Jörn Budesheim hat geschrieben :
So 8. Apr 2018, 17:17
epitox hat geschrieben :
So 8. Apr 2018, 17:07
Da hast du Tetens etwas missverstanden.
Worin unterscheidet sich deine Deutung denn von meiner? Die naturwissenschaftliche Deutung der Welt sagt nichts über unsere sittliche Praxis, weil diese Welt (so wie die Naturwissenschaften sie erklären) eben nicht in der relevanten Weise sinnvoll geordnet ist, denn sie wird allein von blinden Naturgesetzen bestimmt. Dieser Rahmen kann uns uns selbst nicht verständlich machen.
Der Unterschied zwischen beiden Aussagen sind erheblich: die Theologie sieht zwischen der Naturgesetzlichkeit der Welt und der Notwendigkeit eines Sittengesetzes keinen Widerspruch, weil sie Gott als Urheber von beidem ansieht. Das weiß auch Tentens.
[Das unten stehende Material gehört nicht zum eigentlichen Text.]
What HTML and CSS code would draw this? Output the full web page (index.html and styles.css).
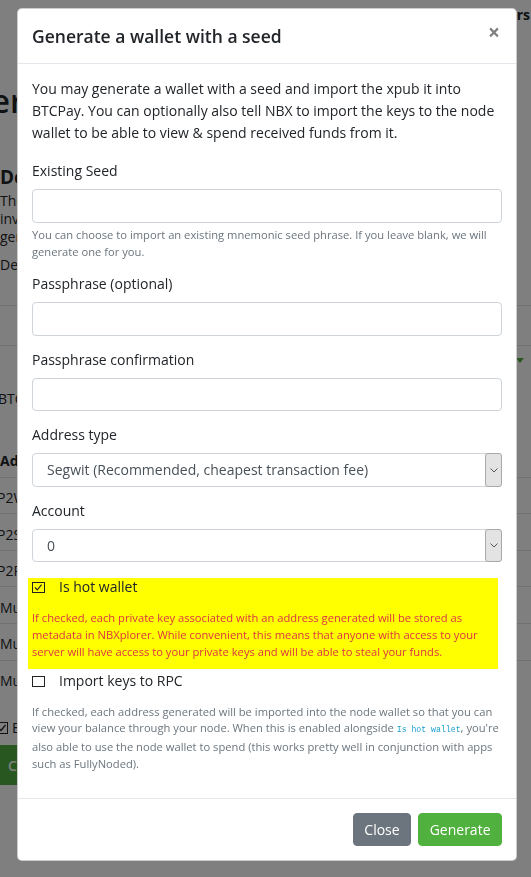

Gott wird begriffen als Urgrund der natürlichen Ordnung, die die Naturwissenschaftler als "Naturgesetze" interpretieren und auf dem Er seine Gnade aufsetzt. "Die Gnade setzt die Natur voraus und vollendet sie". Das Sittengesetz ist dabei schon ein Ausdruck dieser Gnade.

epitox
Zuletzt geändert von epitox am So 8. Apr 2018, 17:44, insgesamt 1-mal geändert.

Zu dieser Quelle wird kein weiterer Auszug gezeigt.